2. Quanto às dimensões que compõem a Amizade Íntima, a que apresenta resultados médios mais elevados para o total pesquisado é a Confiança e Lealdade. As relações de Amizade Íntima envolvem partilhas que não permitem a traição e se sustentam na defesa incondicional do melhor amigo perante os seus pares.
3. Para ambos os sexos, comparando os resultados das várias dimensões, observa-se que a única dimensão onde a diferença não tem expressão significativa é na dimensão Exclusividade Relacional.
4. Para ambos os sexos, a dimensão Amizade Íntima com o Melhor Amigo, a dimensão Atividades Comuns, estatisticamente, não tem nenhuma expressão.
5. Para ambos os sexos, a dimensão Amizade Íntima com a Melhor Amiga, as dimensões que são estatisticamente significativas são Vinculação, Imposição e Confiança e Lealdade.

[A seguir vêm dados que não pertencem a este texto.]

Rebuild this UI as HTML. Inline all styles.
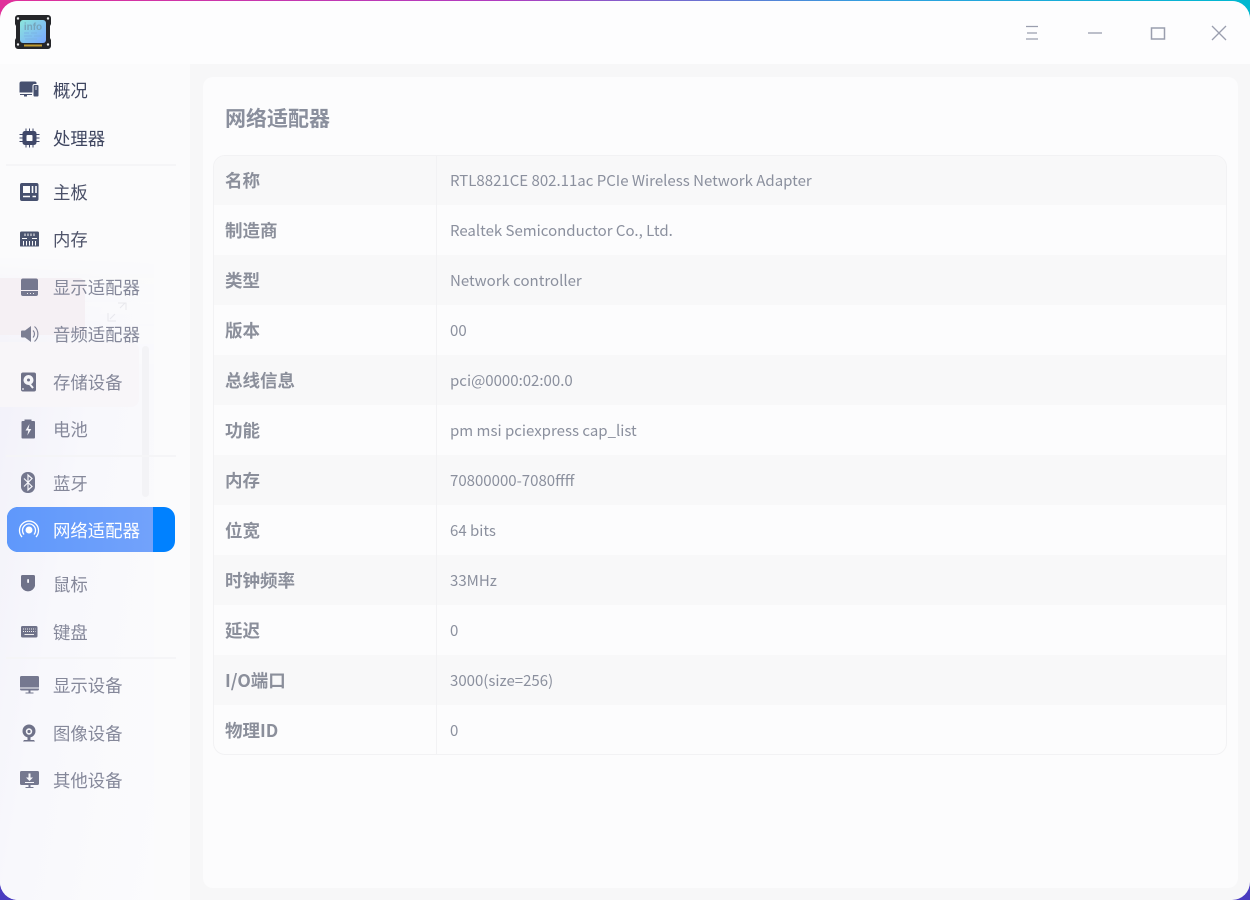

6. Foram encontradas diferenças significativas entre os sexos nas dimensões Sinceridade e Espontaneidade, Sensibilidade e Conhecimento Mútuo, Exclusividade Relacional, Dádiva e Partilha e Atividades Comuns.
7. Quanto à Percepção do Autoconceito, para a totalidade da população em estudo foi observado um resultado médio, nitidamente acima do ponto médio da Escala utilizada, o que indica um nível de Percepção do Autoconceito médio elevado, sendo ainda mais elevados no sexo masculino.
8. A Percepção sobre a Aparência Física indica um resultado médio com valores mais elevados no sexo masculino
9. Quanto à Percepção sobre a Aparência Física e a Amizade Íntima verifica-se que não existem correlações estatisticamente significativas, segundo os sexos.
10. Na população estudada, o valor mais elevado foi encontrado na correlação Percepção sobre Aparência Física / Amizade Íntima, sugerindo que a associação dessas duas variáveis se encontram muito próximas de ser estatisticamente significativa.
Ao final do artigo, o autor ainda sugere alguns temas para discussão que aqui não serão especificados (ver artigo).

Referência: Cordeiro, Raul A. Aparência física e amizade íntima na adolescência: Estudo num contexto pré-universitário. Análise Psicológica (2006), 4 (XXIV): 509-517.